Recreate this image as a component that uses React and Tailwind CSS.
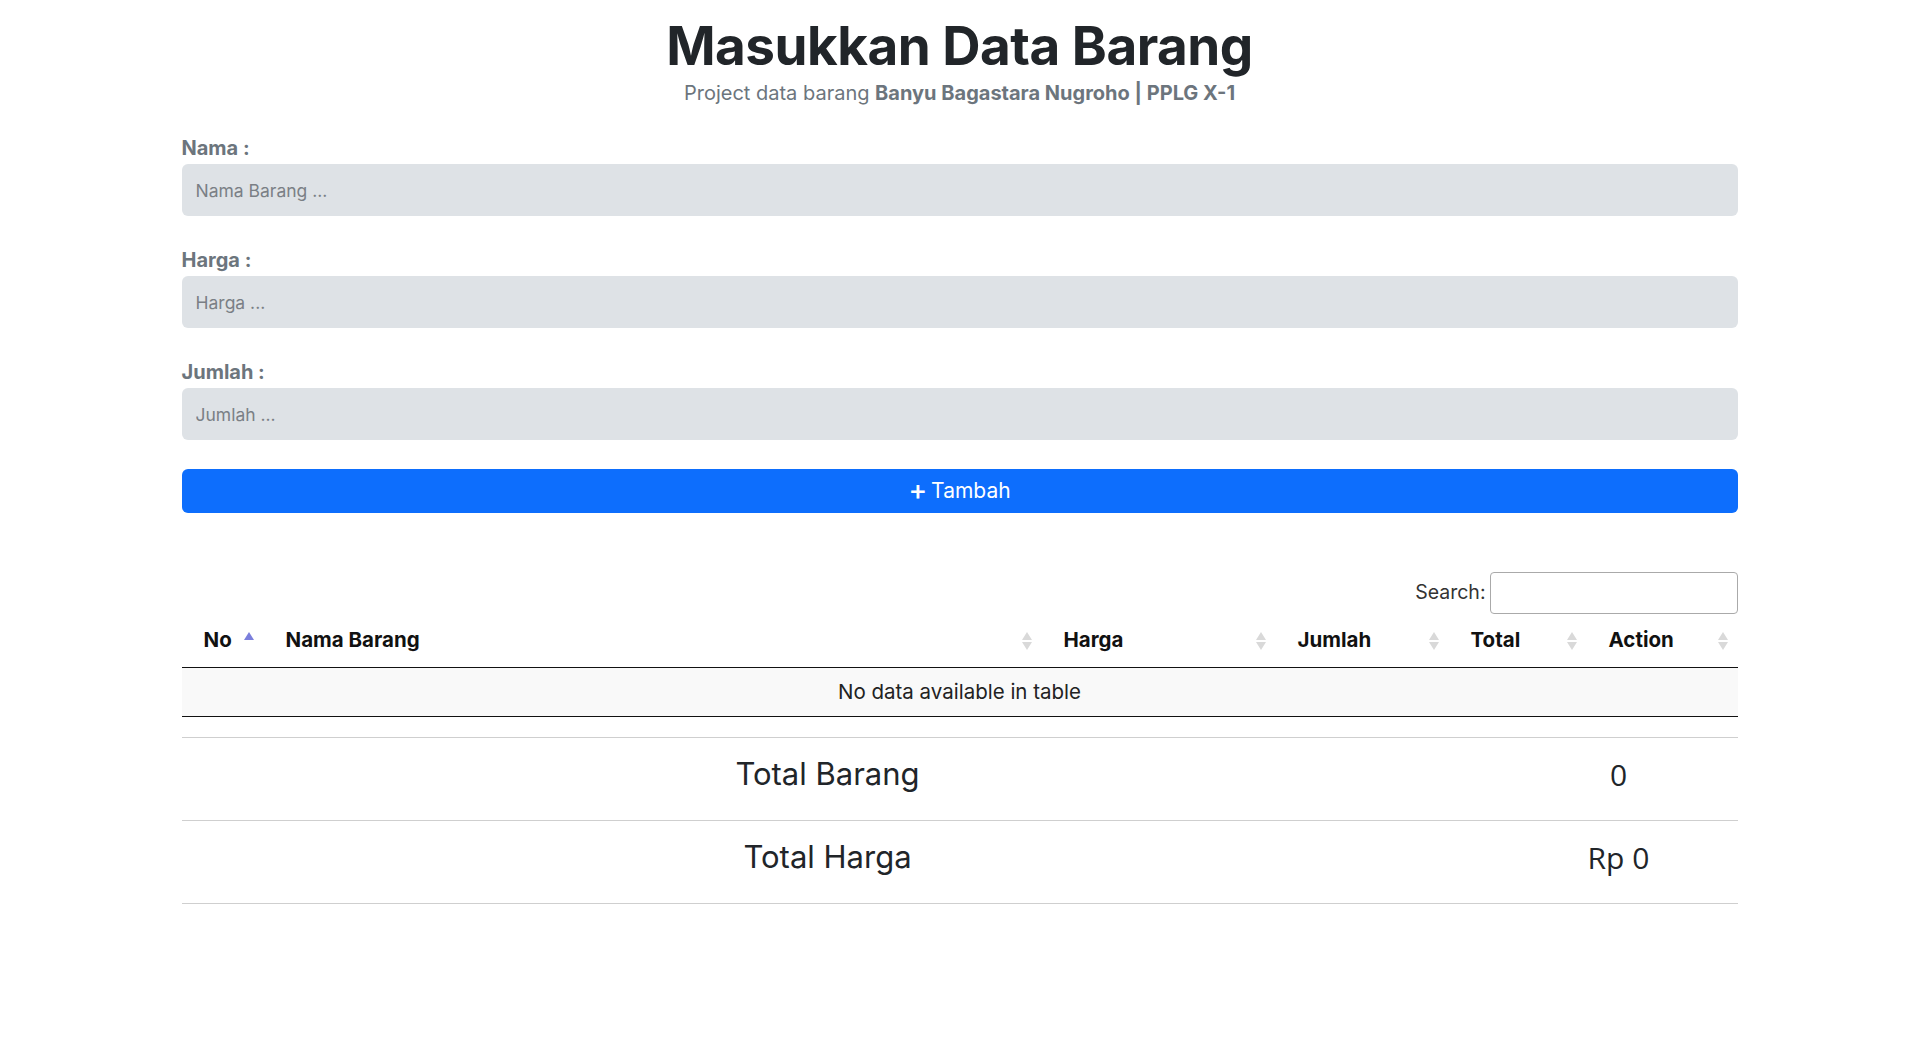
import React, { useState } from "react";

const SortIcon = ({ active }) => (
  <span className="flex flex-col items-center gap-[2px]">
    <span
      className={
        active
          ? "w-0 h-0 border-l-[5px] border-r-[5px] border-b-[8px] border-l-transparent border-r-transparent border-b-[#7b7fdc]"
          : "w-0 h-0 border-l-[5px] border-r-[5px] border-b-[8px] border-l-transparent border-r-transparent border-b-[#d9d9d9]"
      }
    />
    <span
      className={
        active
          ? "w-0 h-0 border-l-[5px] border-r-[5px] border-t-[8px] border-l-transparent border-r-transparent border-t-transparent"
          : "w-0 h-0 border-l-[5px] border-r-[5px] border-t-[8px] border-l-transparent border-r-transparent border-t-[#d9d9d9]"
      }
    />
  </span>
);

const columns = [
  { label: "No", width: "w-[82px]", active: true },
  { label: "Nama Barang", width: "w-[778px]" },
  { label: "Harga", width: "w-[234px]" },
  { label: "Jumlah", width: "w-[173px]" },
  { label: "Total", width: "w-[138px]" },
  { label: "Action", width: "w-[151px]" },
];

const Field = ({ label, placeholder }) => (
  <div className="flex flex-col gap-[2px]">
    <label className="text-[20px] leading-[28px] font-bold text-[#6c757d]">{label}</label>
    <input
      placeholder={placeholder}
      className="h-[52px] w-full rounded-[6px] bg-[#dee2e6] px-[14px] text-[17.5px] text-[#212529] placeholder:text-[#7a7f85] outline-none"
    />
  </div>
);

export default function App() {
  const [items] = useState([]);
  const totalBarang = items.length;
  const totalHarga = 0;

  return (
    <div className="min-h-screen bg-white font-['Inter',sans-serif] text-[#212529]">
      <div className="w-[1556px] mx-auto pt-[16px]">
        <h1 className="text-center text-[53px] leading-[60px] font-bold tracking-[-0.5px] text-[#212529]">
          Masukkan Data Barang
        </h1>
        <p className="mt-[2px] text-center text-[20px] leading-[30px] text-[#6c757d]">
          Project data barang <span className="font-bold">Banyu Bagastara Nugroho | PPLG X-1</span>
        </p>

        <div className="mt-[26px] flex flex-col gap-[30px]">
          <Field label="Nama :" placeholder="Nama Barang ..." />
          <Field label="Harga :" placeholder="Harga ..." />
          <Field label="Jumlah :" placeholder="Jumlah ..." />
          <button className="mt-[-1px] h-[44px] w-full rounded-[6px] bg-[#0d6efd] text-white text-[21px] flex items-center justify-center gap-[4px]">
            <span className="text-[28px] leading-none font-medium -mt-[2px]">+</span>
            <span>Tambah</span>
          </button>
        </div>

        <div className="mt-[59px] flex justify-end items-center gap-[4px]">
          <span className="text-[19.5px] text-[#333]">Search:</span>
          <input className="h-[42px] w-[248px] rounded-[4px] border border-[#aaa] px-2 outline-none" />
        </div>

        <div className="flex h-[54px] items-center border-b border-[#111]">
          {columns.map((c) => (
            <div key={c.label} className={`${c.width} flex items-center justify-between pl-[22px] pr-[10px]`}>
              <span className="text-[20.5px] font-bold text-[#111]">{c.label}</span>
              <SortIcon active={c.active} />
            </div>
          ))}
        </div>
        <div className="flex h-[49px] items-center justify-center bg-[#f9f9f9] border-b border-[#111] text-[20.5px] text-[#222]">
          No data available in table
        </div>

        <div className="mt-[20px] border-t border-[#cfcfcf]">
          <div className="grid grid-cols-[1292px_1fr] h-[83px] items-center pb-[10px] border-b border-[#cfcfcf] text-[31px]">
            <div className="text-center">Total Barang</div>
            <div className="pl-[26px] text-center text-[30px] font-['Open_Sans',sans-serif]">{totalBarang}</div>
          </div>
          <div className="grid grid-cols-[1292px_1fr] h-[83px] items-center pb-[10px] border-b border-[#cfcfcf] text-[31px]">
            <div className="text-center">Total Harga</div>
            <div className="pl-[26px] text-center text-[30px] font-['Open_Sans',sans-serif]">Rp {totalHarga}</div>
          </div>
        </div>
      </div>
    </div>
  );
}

*****

● **WORK TO BE COMPLETED**
Please write out all the data again word for word, but not the pictures.

● **EXPECTED ANSWER**
Recreate this image as a component that uses React and Tailwind CSS.
import React, { useState } from "react";

const SortIcon = ({ active }) => (
  <span className="flex flex-col items-center gap-[2px]">
    <span
      className={
        active
          ? "w-0 h-0 border-l-[5px] border-r-[5px] border-b-[8px] border-l-transparent border-r-transparent border-b-[#7b7fdc]"
          : "w-0 h-0 border-l-[5px] border-r-[5px] border-b-[8px] border-l-transparent border-r-transparent border-b-[#d9d9d9]"
      }
    />
    <span
      className={
        active
          ? "w-0 h-0 border-l-[5px] border-r-[5px] border-t-[8px] border-l-transparent border-r-transparent border-t-transparent"
          : "w-0 h-0 border-l-[5px] border-r-[5px] border-t-[8px] border-l-transparent border-r-transparent border-t-[#d9d9d9]"
      }
    />
  </span>
);

const columns = [
  { label: "No", width: "w-[82px]", active: true },
  { label: "Nama Barang", width: "w-[778px]" },
  { label: "Harga", width: "w-[234px]" },
  { label: "Jumlah", width: "w-[173px]" },
  { label: "Total", width: "w-[138px]" },
  { label: "Action", width: "w-[151px]" },
];

const Field = ({ label, placeholder }) => (
  <div className="flex flex-col gap-[2px]">
    <label className="text-[20px] leading-[28px] font-bold text-[#6c757d]">{label}</label>
    <input
      placeholder={placeholder}
      className="h-[52px] w-full rounded-[6px] bg-[#dee2e6] px-[14px] text-[17.5px] text-[#212529] placeholder:text-[#7a7f85] outline-none"
    />
  </div>
);

export default function App() {
  const [items] = useState([]);
  const totalBarang = items.length;
  const totalHarga = 0;

  return (
    <div className="min-h-screen bg-white font-['Inter',sans-serif] text-[#212529]">
      <div className="w-[1556px] mx-auto pt-[16px]">
        <h1 className="text-center text-[53px] leading-[60px] font-bold tracking-[-0.5px] text-[#212529]">
          Masukkan Data Barang
        </h1>
        <p className="mt-[2px] text-center text-[20px] leading-[30px] text-[#6c757d]">
          Project data barang <span className="font-bold">Banyu Bagastara Nugroho | PPLG X-1</span>
        </p>

        <div className="mt-[26px] flex flex-col gap-[30px]">
          <Field label="Nama :" placeholder="Nama Barang ..." />
          <Field label="Harga :" placeholder="Harga ..." />
          <Field label="Jumlah :" placeholder="Jumlah ..." />
          <button className="mt-[-1px] h-[44px] w-full rounded-[6px] bg-[#0d6efd] text-white text-[21px] flex items-center justify-center gap-[4px]">
            <span className="text-[28px] leading-none font-medium -mt-[2px]">+</span>
            <span>Tambah</span>
          </button>
        </div>

        <div className="mt-[59px] flex justify-end items-center gap-[4px]">
          <span className="text-[19.5px] text-[#333]">Search:</span>
          <input className="h-[42px] w-[248px] rounded-[4px] border border-[#aaa] px-2 outline-none" />
        </div>

        <div className="flex h-[54px] items-center border-b border-[#111]">
          {columns.map((c) => (
            <div key={c.label} className={`${c.width} flex items-center justify-between pl-[22px] pr-[10px]`}>
              <span className="text-[20.5px] font-bold text-[#111]">{c.label}</span>
              <SortIcon active={c.active} />
            </div>
          ))}
        </div>
        <div className="flex h-[49px] items-center justify-center bg-[#f9f9f9] border-b border-[#111] text-[20.5px] text-[#222]">
          No data available in table
        </div>

        <div className="mt-[20px] border-t border-[#cfcfcf]">
          <div className="grid grid-cols-[1292px_1fr] h-[83px] items-center pb-[10px] border-b border-[#cfcfcf] text-[31px]">
            <div className="text-center">Total Barang</div>
            <div className="pl-[26px] text-center text-[30px] font-['Open_Sans',sans-serif]">{totalBarang}</div>
          </div>
          <div className="grid grid-cols-[1292px_1fr] h-[83px] items-center pb-[10px] border-b border-[#cfcfcf] text-[31px]">
            <div className="text-center">Total Harga</div>
            <div className="pl-[26px] text-center text-[30px] font-['Open_Sans',sans-serif]">Rp {totalHarga}</div>
          </div>
        </div>
      </div>
    </div>
  );
}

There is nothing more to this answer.